What the exercise asks: Single out each line with the word "React" and copy it.

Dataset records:

§ §

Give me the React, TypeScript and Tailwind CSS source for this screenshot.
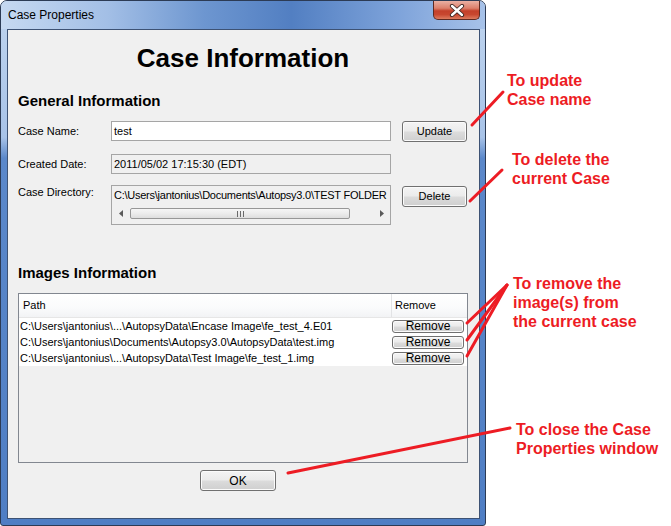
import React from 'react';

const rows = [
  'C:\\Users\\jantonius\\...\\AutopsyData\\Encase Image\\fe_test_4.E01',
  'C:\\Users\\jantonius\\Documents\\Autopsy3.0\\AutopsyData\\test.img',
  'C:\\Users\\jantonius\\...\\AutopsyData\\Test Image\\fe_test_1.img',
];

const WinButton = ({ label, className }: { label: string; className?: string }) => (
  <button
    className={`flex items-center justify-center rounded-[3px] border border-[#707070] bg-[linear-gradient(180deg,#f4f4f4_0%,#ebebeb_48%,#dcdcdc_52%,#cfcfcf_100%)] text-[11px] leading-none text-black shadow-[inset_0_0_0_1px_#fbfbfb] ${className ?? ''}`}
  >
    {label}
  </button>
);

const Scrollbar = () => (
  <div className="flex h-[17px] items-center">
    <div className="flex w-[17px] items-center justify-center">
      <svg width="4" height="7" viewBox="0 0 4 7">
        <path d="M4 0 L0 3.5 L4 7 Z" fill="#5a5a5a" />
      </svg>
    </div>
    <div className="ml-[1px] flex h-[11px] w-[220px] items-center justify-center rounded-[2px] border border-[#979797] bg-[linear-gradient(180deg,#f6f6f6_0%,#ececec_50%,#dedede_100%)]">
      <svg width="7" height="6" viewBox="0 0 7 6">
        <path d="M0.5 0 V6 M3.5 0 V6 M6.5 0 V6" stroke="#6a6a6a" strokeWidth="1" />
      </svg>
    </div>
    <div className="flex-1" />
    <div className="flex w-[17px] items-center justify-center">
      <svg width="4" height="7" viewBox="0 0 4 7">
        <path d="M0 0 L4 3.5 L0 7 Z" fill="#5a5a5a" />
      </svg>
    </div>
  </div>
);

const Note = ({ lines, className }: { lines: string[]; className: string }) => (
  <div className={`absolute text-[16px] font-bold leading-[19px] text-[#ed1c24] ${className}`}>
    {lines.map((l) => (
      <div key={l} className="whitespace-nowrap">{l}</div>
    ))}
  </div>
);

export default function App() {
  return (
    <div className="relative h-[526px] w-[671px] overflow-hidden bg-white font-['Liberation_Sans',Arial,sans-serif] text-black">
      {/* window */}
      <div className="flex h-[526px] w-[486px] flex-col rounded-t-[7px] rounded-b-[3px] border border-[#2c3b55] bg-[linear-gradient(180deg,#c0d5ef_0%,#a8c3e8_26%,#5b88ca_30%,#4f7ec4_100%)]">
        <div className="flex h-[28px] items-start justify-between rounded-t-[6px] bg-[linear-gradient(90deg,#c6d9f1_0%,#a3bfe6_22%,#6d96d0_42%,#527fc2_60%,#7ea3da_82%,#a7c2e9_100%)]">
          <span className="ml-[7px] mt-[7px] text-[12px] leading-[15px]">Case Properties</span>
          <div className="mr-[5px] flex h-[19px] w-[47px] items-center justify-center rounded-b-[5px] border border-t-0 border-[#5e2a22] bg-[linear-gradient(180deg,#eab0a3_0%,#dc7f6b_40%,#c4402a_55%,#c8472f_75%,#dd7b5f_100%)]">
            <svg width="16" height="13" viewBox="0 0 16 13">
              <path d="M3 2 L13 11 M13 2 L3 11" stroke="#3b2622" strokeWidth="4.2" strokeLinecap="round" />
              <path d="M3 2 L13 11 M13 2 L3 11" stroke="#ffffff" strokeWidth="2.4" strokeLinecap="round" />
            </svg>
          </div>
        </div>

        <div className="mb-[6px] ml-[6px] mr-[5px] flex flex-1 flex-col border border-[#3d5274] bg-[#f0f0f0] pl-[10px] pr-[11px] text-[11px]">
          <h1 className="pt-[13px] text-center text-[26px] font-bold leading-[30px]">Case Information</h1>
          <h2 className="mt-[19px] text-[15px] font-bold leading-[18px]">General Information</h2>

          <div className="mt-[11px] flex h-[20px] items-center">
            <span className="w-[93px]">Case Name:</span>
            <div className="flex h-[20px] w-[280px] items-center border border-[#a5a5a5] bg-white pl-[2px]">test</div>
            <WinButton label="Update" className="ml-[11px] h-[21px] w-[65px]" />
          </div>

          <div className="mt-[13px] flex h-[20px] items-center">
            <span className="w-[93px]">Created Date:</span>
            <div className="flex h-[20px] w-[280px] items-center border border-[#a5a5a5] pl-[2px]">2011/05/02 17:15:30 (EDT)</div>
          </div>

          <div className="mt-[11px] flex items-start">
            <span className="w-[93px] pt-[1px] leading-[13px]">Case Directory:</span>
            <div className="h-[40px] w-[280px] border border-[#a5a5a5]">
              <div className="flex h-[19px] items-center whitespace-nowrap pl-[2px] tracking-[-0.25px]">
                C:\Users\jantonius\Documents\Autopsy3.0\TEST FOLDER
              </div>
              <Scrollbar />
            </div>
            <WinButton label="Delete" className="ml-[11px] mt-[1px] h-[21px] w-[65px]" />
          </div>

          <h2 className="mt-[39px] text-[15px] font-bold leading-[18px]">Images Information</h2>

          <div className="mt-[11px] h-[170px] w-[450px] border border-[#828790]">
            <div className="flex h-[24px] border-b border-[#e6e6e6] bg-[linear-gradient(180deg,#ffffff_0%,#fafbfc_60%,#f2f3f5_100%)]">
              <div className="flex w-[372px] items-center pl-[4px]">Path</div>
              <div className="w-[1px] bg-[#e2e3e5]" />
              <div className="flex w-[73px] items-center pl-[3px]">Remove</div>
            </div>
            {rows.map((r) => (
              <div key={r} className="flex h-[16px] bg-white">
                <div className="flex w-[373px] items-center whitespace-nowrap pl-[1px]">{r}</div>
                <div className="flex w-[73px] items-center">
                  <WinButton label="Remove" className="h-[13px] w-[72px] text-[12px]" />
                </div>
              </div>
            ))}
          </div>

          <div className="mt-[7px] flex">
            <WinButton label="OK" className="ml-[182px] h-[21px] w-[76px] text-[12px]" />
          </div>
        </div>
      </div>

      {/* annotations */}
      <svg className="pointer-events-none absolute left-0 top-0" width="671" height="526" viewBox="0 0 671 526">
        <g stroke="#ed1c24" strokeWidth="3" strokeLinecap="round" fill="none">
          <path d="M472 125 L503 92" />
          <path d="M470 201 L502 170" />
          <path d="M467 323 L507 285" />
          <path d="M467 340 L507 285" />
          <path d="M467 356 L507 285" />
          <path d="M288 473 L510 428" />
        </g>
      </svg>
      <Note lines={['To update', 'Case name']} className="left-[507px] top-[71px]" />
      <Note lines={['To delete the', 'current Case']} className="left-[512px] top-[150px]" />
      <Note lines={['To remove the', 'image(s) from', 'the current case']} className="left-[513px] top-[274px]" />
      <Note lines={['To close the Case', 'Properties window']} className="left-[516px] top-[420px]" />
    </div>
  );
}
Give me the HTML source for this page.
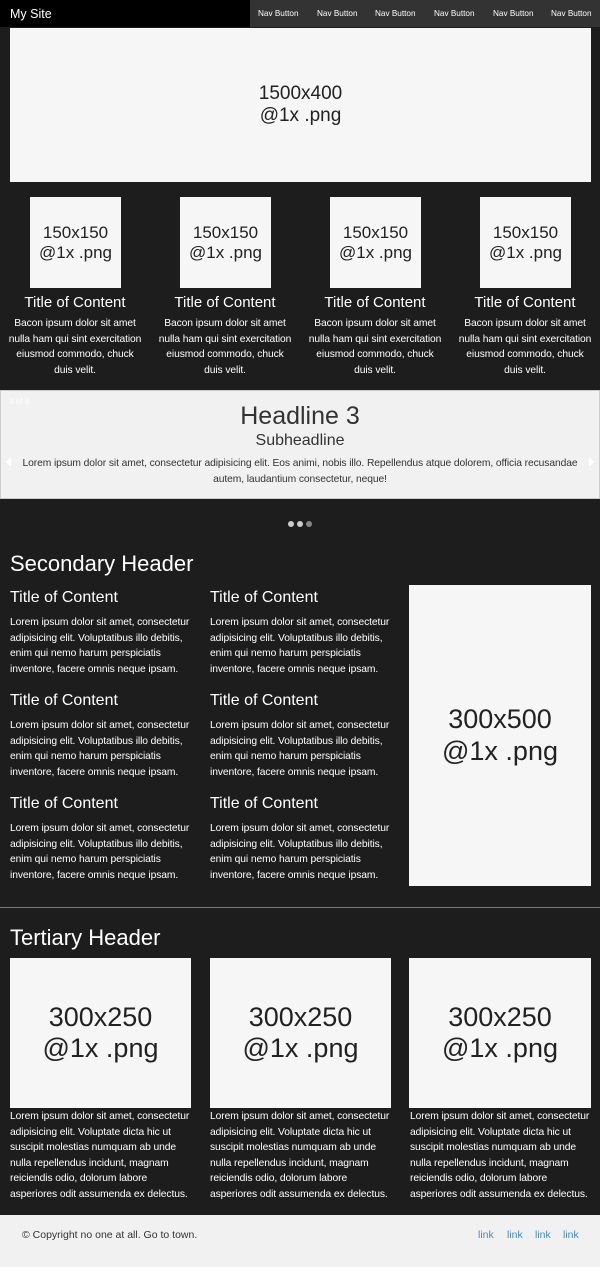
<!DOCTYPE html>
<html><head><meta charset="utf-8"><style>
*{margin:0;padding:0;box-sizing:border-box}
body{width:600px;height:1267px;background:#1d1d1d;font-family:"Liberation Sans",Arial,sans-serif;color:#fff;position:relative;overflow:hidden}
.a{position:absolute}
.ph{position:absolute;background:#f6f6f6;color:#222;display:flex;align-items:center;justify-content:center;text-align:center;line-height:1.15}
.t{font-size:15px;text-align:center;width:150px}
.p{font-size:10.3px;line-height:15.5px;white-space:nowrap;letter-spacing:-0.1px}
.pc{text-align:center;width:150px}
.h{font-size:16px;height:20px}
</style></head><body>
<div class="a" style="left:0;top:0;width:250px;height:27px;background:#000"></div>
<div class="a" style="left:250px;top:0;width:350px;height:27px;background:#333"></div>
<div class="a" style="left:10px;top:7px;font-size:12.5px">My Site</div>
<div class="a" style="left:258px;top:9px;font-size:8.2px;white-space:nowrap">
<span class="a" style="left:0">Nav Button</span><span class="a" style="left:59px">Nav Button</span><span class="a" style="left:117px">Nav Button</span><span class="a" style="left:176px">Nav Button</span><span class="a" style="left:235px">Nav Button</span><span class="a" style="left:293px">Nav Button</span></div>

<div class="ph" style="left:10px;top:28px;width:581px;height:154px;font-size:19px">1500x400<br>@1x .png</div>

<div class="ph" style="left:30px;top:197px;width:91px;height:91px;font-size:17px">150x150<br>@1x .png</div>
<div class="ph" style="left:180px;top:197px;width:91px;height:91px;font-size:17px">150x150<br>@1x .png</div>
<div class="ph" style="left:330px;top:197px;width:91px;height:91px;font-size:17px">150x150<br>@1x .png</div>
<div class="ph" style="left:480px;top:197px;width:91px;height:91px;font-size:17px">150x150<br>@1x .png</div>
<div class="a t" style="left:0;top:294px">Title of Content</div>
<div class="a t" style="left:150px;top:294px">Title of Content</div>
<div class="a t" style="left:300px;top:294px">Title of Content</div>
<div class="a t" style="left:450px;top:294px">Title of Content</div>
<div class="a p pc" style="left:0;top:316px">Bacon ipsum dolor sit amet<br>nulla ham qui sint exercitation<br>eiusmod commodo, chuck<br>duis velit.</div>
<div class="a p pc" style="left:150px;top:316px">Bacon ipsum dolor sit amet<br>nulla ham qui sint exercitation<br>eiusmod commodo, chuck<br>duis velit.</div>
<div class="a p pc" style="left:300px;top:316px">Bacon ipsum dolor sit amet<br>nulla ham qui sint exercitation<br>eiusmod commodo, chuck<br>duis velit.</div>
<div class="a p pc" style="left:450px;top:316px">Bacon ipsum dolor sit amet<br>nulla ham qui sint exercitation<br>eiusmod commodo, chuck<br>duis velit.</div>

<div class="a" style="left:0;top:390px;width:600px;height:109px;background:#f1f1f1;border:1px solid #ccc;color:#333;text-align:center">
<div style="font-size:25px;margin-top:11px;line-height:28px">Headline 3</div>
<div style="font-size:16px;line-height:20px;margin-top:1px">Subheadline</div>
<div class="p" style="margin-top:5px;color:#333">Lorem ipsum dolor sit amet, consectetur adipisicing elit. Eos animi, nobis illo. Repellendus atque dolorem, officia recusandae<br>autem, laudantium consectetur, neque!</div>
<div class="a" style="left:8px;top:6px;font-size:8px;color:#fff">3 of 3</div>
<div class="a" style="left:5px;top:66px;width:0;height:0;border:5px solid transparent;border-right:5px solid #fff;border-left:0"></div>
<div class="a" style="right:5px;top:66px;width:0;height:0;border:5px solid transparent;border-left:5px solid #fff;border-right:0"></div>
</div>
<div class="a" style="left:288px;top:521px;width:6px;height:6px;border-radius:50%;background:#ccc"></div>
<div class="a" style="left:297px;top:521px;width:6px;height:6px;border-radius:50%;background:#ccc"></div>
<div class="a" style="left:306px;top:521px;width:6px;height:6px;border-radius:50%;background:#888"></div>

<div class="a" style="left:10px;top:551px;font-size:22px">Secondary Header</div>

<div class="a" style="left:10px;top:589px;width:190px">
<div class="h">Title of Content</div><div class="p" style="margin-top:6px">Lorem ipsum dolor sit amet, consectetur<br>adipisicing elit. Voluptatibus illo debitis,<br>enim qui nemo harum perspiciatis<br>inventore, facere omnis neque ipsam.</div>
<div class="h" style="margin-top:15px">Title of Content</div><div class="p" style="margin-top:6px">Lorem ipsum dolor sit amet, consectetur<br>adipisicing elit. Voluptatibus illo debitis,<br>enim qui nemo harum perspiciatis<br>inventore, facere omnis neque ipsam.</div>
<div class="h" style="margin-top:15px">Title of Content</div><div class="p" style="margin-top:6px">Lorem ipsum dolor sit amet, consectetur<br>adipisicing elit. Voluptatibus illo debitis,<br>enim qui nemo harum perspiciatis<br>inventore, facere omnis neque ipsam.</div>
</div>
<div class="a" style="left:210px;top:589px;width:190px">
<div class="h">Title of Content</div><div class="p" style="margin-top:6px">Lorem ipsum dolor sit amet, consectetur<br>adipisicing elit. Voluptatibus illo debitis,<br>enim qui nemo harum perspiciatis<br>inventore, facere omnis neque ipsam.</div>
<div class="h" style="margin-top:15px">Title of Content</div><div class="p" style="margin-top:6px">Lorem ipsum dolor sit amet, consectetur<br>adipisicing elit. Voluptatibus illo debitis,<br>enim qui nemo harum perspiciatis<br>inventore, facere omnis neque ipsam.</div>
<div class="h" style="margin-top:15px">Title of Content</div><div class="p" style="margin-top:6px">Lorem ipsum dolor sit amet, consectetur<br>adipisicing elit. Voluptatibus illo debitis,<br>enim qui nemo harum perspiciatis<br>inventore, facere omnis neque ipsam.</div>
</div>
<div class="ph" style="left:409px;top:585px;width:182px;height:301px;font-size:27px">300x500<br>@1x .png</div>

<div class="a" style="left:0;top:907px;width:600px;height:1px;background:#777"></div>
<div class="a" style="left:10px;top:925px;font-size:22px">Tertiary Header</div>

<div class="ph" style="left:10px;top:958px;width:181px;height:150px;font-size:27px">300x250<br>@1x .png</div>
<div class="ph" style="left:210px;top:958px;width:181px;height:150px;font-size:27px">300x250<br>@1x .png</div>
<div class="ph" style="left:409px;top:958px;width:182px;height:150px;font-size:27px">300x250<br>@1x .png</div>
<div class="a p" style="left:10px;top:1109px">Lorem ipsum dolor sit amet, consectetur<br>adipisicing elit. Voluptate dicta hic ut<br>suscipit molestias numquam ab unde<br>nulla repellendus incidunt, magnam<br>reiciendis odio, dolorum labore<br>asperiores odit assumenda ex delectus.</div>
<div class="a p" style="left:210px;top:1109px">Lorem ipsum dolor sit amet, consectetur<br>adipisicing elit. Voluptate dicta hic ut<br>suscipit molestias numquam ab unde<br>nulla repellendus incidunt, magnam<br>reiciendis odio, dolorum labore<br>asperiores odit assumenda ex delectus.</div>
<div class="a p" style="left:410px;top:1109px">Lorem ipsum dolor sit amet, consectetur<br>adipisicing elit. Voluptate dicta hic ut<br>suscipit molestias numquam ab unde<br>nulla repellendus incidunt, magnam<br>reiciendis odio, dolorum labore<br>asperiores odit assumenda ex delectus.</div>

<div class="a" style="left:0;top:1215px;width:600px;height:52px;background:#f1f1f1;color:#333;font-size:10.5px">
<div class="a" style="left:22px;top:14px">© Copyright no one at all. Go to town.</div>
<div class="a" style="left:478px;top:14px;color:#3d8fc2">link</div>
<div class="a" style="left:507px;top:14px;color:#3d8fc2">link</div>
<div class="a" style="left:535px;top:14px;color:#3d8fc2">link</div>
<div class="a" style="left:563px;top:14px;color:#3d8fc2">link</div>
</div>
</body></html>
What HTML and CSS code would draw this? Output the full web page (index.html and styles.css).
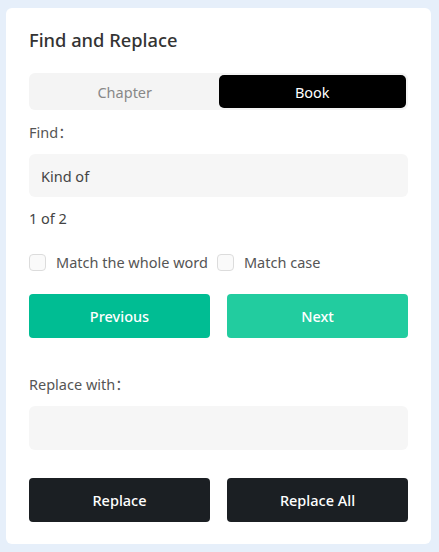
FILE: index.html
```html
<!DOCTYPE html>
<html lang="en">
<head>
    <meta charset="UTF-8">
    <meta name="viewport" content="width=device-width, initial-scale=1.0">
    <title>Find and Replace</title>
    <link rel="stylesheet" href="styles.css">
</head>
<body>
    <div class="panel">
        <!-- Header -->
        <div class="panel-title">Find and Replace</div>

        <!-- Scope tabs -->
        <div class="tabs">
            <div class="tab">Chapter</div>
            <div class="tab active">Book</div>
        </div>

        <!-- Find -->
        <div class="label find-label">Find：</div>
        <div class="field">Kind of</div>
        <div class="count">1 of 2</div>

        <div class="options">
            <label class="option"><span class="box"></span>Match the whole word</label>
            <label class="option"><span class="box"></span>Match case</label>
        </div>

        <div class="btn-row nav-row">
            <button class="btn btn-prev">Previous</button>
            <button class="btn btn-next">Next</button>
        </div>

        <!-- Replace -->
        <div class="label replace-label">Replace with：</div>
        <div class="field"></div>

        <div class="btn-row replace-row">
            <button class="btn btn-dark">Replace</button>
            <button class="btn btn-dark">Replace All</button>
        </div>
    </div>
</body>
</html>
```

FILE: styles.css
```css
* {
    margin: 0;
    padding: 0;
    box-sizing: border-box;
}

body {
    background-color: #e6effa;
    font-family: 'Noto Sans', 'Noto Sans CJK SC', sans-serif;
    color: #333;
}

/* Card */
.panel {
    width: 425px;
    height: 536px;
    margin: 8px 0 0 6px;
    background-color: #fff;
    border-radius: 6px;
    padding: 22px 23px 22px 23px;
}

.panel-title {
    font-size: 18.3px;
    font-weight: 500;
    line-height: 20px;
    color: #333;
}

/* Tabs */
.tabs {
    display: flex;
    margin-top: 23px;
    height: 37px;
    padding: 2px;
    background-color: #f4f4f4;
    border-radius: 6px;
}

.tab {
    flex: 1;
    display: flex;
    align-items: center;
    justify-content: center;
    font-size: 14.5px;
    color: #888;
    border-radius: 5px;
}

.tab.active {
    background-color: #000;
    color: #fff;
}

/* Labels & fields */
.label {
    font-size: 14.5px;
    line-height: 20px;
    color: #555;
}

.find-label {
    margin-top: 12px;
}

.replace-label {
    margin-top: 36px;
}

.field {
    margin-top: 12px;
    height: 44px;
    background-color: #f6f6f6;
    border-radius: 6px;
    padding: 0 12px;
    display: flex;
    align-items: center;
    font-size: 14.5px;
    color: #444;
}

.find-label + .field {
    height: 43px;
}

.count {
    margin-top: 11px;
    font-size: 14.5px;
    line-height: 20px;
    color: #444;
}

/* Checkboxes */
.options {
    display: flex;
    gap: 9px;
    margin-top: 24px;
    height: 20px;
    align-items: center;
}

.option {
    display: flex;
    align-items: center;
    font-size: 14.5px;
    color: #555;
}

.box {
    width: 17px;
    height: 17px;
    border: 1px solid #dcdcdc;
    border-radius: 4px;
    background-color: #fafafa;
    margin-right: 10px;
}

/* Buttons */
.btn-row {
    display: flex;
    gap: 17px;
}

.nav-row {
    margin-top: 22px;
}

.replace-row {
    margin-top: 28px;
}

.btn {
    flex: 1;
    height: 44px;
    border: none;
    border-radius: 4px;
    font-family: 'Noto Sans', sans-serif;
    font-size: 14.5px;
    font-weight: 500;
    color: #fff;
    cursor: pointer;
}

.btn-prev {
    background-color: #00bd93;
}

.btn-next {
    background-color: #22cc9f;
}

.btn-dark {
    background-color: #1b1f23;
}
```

§ §

Written answer:
Give me the React, TypeScript and Tailwind CSS source for this screenshot.
import React from 'react';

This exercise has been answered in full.